To do
Repeat the data word for word. Do not include the pictures.

Stored data
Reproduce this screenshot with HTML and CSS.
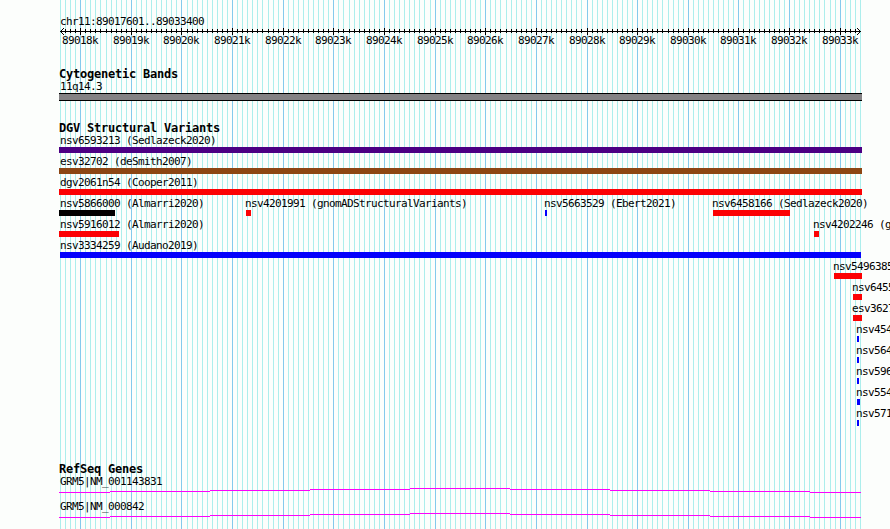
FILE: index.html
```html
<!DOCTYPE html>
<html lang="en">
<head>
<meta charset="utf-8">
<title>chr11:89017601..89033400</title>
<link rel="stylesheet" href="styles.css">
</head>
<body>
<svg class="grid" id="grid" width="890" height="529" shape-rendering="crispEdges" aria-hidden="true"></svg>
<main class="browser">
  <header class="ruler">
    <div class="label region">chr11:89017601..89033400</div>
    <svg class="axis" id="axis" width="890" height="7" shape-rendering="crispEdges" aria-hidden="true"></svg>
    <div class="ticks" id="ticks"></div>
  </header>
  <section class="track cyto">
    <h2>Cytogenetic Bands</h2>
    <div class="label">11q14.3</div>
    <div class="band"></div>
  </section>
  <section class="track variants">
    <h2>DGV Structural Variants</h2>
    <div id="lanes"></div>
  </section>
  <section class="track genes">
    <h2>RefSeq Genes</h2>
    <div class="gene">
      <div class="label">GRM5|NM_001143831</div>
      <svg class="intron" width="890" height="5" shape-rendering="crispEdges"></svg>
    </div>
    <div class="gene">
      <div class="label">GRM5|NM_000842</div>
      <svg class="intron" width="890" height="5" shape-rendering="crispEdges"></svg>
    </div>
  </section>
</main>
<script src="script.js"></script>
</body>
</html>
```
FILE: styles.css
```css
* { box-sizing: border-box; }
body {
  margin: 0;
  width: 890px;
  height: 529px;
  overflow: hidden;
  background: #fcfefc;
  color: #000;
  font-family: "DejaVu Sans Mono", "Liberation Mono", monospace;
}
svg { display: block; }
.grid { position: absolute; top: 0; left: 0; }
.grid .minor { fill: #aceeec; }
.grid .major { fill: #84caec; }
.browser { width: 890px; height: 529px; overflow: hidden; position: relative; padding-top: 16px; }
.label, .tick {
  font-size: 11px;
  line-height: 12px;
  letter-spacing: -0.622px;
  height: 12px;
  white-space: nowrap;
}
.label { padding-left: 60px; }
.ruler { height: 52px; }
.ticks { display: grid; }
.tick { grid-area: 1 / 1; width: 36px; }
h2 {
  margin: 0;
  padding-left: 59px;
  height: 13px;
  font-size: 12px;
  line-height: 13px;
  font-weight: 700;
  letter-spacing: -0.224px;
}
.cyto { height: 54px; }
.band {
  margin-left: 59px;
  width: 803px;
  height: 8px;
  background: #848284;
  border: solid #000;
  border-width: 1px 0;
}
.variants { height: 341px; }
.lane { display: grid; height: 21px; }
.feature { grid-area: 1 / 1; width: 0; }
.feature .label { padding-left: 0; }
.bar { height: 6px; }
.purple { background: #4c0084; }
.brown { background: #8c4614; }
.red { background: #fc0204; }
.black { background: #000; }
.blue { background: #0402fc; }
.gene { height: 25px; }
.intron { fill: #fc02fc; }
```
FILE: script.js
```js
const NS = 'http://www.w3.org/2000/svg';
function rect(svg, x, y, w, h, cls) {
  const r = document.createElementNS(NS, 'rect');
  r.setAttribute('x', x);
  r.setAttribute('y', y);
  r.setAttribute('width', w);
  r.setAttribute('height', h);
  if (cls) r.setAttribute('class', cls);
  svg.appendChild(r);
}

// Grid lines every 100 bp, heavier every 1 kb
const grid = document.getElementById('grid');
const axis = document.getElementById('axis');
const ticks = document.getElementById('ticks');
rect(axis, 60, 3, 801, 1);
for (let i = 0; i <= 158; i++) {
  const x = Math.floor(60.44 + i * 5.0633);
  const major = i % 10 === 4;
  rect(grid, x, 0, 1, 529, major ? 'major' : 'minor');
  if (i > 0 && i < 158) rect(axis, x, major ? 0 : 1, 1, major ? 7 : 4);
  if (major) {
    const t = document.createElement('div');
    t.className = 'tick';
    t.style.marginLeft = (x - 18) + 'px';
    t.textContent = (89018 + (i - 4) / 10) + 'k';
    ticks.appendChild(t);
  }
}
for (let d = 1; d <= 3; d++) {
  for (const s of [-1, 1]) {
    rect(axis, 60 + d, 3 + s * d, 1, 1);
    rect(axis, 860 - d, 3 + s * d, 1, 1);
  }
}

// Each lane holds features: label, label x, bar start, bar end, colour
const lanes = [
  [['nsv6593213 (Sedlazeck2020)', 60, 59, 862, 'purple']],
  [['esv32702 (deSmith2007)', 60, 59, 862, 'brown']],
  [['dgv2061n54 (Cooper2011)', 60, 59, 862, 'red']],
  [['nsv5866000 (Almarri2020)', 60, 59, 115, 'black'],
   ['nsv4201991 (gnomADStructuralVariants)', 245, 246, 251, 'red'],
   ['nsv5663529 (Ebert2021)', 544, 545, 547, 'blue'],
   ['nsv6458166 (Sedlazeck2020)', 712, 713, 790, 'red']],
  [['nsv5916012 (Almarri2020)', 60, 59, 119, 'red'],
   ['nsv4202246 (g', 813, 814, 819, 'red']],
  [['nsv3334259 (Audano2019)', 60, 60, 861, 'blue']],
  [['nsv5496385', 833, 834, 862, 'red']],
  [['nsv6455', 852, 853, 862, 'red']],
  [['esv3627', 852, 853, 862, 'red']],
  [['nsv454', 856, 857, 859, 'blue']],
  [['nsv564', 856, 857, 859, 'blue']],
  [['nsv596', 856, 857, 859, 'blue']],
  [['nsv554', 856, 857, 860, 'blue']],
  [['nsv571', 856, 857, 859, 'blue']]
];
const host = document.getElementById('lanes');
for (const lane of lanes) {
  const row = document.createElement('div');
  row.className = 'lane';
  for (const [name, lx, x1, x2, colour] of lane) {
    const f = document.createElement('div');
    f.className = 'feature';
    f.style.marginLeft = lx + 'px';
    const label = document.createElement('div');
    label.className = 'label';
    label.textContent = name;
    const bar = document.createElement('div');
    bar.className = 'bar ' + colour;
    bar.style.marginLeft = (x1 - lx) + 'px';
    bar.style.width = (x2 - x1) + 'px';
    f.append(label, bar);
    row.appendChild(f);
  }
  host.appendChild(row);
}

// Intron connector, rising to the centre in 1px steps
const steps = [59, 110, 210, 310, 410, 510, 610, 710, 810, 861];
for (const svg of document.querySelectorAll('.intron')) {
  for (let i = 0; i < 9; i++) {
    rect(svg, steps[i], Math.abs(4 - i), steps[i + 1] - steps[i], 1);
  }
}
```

Exercise output
Reproduce this screenshot with HTML and CSS.
FILE: index.html
```html
<!DOCTYPE html>
<html lang="en">
<head>
<meta charset="utf-8">
<title>chr11:89017601..89033400</title>
<link rel="stylesheet" href="styles.css">
</head>
<body>
<svg class="grid" id="grid" width="890" height="529" shape-rendering="crispEdges" aria-hidden="true"></svg>
<main class="browser">
  <header class="ruler">
    <div class="label region">chr11:89017601..89033400</div>
    <svg class="axis" id="axis" width="890" height="7" shape-rendering="crispEdges" aria-hidden="true"></svg>
    <div class="ticks" id="ticks"></div>
  </header>
  <section class="track cyto">
    <h2>Cytogenetic Bands</h2>
    <div class="label">11q14.3</div>
    <div class="band"></div>
  </section>
  <section class="track variants">
    <h2>DGV Structural Variants</h2>
    <div id="lanes"></div>
  </section>
  <section class="track genes">
    <h2>RefSeq Genes</h2>
    <div class="gene">
      <div class="label">GRM5|NM_001143831</div>
      <svg class="intron" width="890" height="5" shape-rendering="crispEdges"></svg>
    </div>
    <div class="gene">
      <div class="label">GRM5|NM_000842</div>
      <svg class="intron" width="890" height="5" shape-rendering="crispEdges"></svg>
    </div>
  </section>
</main>
<script src="script.js"></script>
</body>
</html>
```
FILE: styles.css
```css
* { box-sizing: border-box; }
body {
  margin: 0;
  width: 890px;
  height: 529px;
  overflow: hidden;
  background: #fcfefc;
  color: #000;
  font-family: "DejaVu Sans Mono", "Liberation Mono", monospace;
}
svg { display: block; }
.grid { position: absolute; top: 0; left: 0; }
.grid .minor { fill: #aceeec; }
.grid .major { fill: #84caec; }
.browser { width: 890px; height: 529px; overflow: hidden; position: relative; padding-top: 16px; }
.label, .tick {
  font-size: 11px;
  line-height: 12px;
  letter-spacing: -0.622px;
  height: 12px;
  white-space: nowrap;
}
.label { padding-left: 60px; }
.ruler { height: 52px; }
.ticks { display: grid; }
.tick { grid-area: 1 / 1; width: 36px; }
h2 {
  margin: 0;
  padding-left: 59px;
  height: 13px;
  font-size: 12px;
  line-height: 13px;
  font-weight: 700;
  letter-spacing: -0.224px;
}
.cyto { height: 54px; }
.band {
  margin-left: 59px;
  width: 803px;
  height: 8px;
  background: #848284;
  border: solid #000;
  border-width: 1px 0;
}
.variants { height: 341px; }
.lane { display: grid; height: 21px; }
.feature { grid-area: 1 / 1; width: 0; }
.feature .label { padding-left: 0; }
.bar { height: 6px; }
.purple { background: #4c0084; }
.brown { background: #8c4614; }
.red { background: #fc0204; }
.black { background: #000; }
.blue { background: #0402fc; }
.gene { height: 25px; }
.intron { fill: #fc02fc; }
```
FILE: script.js
```js
const NS = 'http://www.w3.org/2000/svg';
function rect(svg, x, y, w, h, cls) {
  const r = document.createElementNS(NS, 'rect');
  r.setAttribute('x', x);
  r.setAttribute('y', y);
  r.setAttribute('width', w);
  r.setAttribute('height', h);
  if (cls) r.setAttribute('class', cls);
  svg.appendChild(r);
}

// Grid lines every 100 bp, heavier every 1 kb
const grid = document.getElementById('grid');
const axis = document.getElementById('axis');
const ticks = document.getElementById('ticks');
rect(axis, 60, 3, 801, 1);
for (let i = 0; i <= 158; i++) {
  const x = Math.floor(60.44 + i * 5.0633);
  const major = i % 10 === 4;
  rect(grid, x, 0, 1, 529, major ? 'major' : 'minor');
  if (i > 0 && i < 158) rect(axis, x, major ? 0 : 1, 1, major ? 7 : 4);
  if (major) {
    const t = document.createElement('div');
    t.className = 'tick';
    t.style.marginLeft = (x - 18) + 'px';
    t.textContent = (89018 + (i - 4) / 10) + 'k';
    ticks.appendChild(t);
  }
}
for (let d = 1; d <= 3; d++) {
  for (const s of [-1, 1]) {
    rect(axis, 60 + d, 3 + s * d, 1, 1);
    rect(axis, 860 - d, 3 + s * d, 1, 1);
  }
}

// Each lane holds features: label, label x, bar start, bar end, colour
const lanes = [
  [['nsv6593213 (Sedlazeck2020)', 60, 59, 862, 'purple']],
  [['esv32702 (deSmith2007)', 60, 59, 862, 'brown']],
  [['dgv2061n54 (Cooper2011)', 60, 59, 862, 'red']],
  [['nsv5866000 (Almarri2020)', 60, 59, 115, 'black'],
   ['nsv4201991 (gnomADStructuralVariants)', 245, 246, 251, 'red'],
   ['nsv5663529 (Ebert2021)', 544, 545, 547, 'blue'],
   ['nsv6458166 (Sedlazeck2020)', 712, 713, 790, 'red']],
  [['nsv5916012 (Almarri2020)', 60, 59, 119, 'red'],
   ['nsv4202246 (g', 813, 814, 819, 'red']],
  [['nsv3334259 (Audano2019)', 60, 60, 861, 'blue']],
  [['nsv5496385', 833, 834, 862, 'red']],
  [['nsv6455', 852, 853, 862, 'red']],
  [['esv3627', 852, 853, 862, 'red']],
  [['nsv454', 856, 857, 859, 'blue']],
  [['nsv564', 856, 857, 859, 'blue']],
  [['nsv596', 856, 857, 859, 'blue']],
  [['nsv554', 856, 857, 860, 'blue']],
  [['nsv571', 856, 857, 859, 'blue']]
];
const host = document.getElementById('lanes');
for (const lane of lanes) {
  const row = document.createElement('div');
  row.className = 'lane';
  for (const [name, lx, x1, x2, colour] of lane) {
    const f = document.createElement('div');
    f.className = 'feature';
    f.style.marginLeft = lx + 'px';
    const label = document.createElement('div');
    label.className = 'label';
    label.textContent = name;
    const bar = document.createElement('div');
    bar.className = 'bar ' + colour;
    bar.style.marginLeft = (x1 - lx) + 'px';
    bar.style.width = (x2 - x1) + 'px';
    f.append(label, bar);
    row.appendChild(f);
  }
  host.appendChild(row);
}

// Intron connector, rising to the centre in 1px steps
const steps = [59, 110, 210, 310, 410, 510, 610, 710, 810, 861];
for (const svg of document.querySelectorAll('.intron')) {
  for (let i = 0; i < 9; i++) {
    rect(svg, steps[i], Math.abs(4 - i), steps[i + 1] - steps[i], 1);
  }
}
```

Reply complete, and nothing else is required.